Unrelated note: My new blog, I’m Not In Marketing, premiered yesterday. If you’re a techie, check it out!

14 comments

  1. Bambosi Blog says:

    Yes, Adsense Arbitrage is dead now…. We can’t cheat google system :)

  2. Siju says:

    This updation really nice. But the problem is how we can find sites which are made for adsense from the list of ads displayed on our website.

    Is there any way to find out the PPC of an ad displaying on our website?

  3. Eric Giguere says:

    Google tells you how to do this using the AdSense preview tool, actually.

  4. John says:

    The increase on the competitive ad filter is really nice news. Its still beat that it can’t be done by keywords.

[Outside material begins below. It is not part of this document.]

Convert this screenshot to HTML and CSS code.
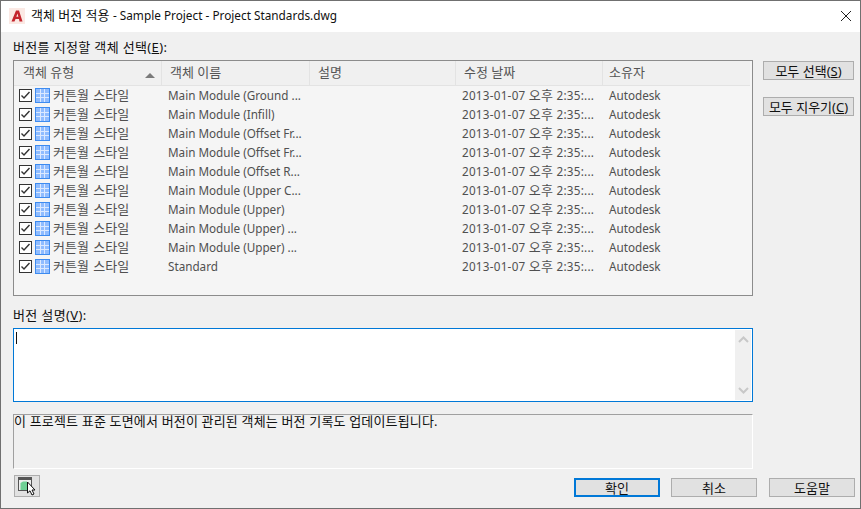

  5. One thing I never liked about the AdSense competitive ad filter is that it’s difficult if not imposible to guess the URL for many image based ads. Also I’m not sure you’re not losing money by filtering ads. This only makes sense if you’re #1 in SERP. If you’re #5, isn’t it better that people reaches your competition by clicking on your ad than by following #4 or #2 in SERP?

  6. Robb says:

    Seems to be one new feature added, one old feature broken while undergoing renovation. If I had a dollar for every post I’ve seen in the past month or so, where people are getting ads displayed in the wrong language on their site, I wouldn’t need adsense any more!

  7. Glen says:

    I think the major limiting factor with manually entering your competitors is that it is impossible for you to identify competing sites that pop up over night.

  8. On this page you will find more information on te preview tool.

    https://www.google.com/adsense/previewtool

  9. Larry McLeod says:

    I guess like anything, when there money to be mase (arbitrage) Google wants it.

    “Is there any way to find out the PPC of an ad displaying on our website?”

    You can use the Adsense preview tool

  10. Very cool, this makes it a lot easier to run a campaign that is truly targeted and valuable. Great news!

  11. primar says:

    I agree with you all, adsense world is more competitive right now, it is so hard to find niche, but every problem has its own solution right? we just have to find that .. :) )

  12. perde says:

    Google tells you how to do this using the AdSense preview tool, actually.